If you are, could you let us know how long you're taking to process each message? It'd help us reproduce the problem.

dengliu commented 6 years ago

@pongad what did u rolled out, anything changed on the server side? We are seeing issues that pull rate sparodically become much lower than normal since 3 days ago.

pongad commented 6 years ago

@dengliu I checked with the pubsub team; this is indeed a problem on the server. They are working to resolve this.

marklr commented 6 years ago

We're also seeing strange pull/push ratios: ~3k published to a topic, with a single sub (single & several consumers) yielding ~200 msgs/sec consumed.

pongad commented 6 years ago

@marklr I'm not completely sure I follow. How quickly do you process the messages? Receive limits the number of concurrently processing messages to make sure your computer doesn't run out of resources. So if you take a while to process messages, it will pull slowly.

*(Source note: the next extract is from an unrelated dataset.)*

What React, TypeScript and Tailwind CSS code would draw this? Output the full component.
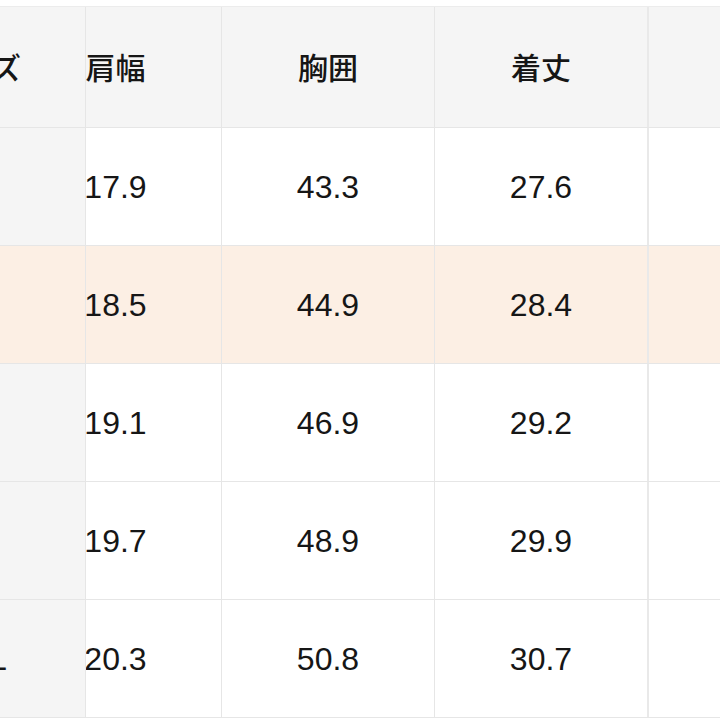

marklr commented 6 years ago

Hey @pongad,

I've experimented with multiple consumers, both within GCP's network and outside it, with multiple variations of the consumer code (Python and Go).

I tried truncating the handler to simply ack the message and still end up with a consumption rate of 10% of the publishing rate.

I also experimented with the Cloud Dataflow pubsub to bigquery template and its consumption rate was similar.

I have a single sub, with a 10m deadline and consumers with a minimal handler - checking the publishTime field vs now yields 0 so there's no delivery delay... And yet I'm seeing less than 100 messages per second vs 3k being published.

pongad commented 6 years ago

@marklr Can you see if suggestions in this thread helps you? If you have further question, let's discuss on the linked thread instead. Your concern seems to be around performance, not message duplication.

anorth2 commented 6 years ago

Exact same issue as marklr. There is something seriously messed up with the current clients. The Go client is at least reliable compared to the Python client, but right now (with 10 pubsub consumer replicas) in GKE we get spikes to 700ish pull operations per second (but looking at the graph it has stabilized to 70/s), spike of 70 acks/s (stabilized to 1/s) and around 10,000 modify ack deadline operations per second (constant, no correlation to consumption rate). We have the same behavior with an ack deadline set to 10 seconds, and to 100 seconds.

What the hell. This has been an issue since September. Why hasn't it been fixed.

jba commented 6 years ago

@anorth2, the issue @marklr is having has to do with low message processing rates in Subscription.Receive. Is that what you're experiencing? If so, what are your ReceiveSettings?

anorth2 commented 6 years ago

@jba sub.ReceiveSettings.MaxOutstandingMessages = 25

jba commented 6 years ago

As mentioned in #824, you can turn on the firehose by setting both MaxOutstanding fields to -1.

I'm curious about the stats you quoted. How did you measure the number of modify ack deadline operations, for example? When you use Receive, there shouldn't be any ModifyAckDeadline RPCs. Nor should there be Acknowledge or Pull RPCs. Those are all replaced by the StreamingPull call.

What version of the Go client are you using?

anorth2 commented 6 years ago

@jba apologies, they are all streamingpull operations. Measured via stackdriver. Why would setting MaxOutstanding to unlimited increase the ack rate when the message pull rate is already close to 1000/s?

pongad commented 6 years ago

@jba, if you go to "Monitoring" in cloud console then resources -> pub/sub, you can pull up metrics about your subscription. It separates acks from the rest.

@anorth2 Is there any details you can provide? How long you need to process a message? Does the issue occur right at start up or after 10 hours? etc. We have a load test we periodically run and we are able to consistently pull and ack ~300MB worth of messages every second. Perhaps it's a bug that doesn't act up in our test cases.

I (or Jean) can investigate this.

anorth2 commented 6 years ago

@pongad We changed our consumer to ack immediately (to remove any possibility of time out). It behaves this way immediately. Notably this behavior only exists in kubernetes. Running locally (inside a docker container) it executes perfectly.

jfbus commented 6 years ago

I don't know if it's relevant, but our consumers (affected by the duplicates issue) also run on kubernetes (GKE).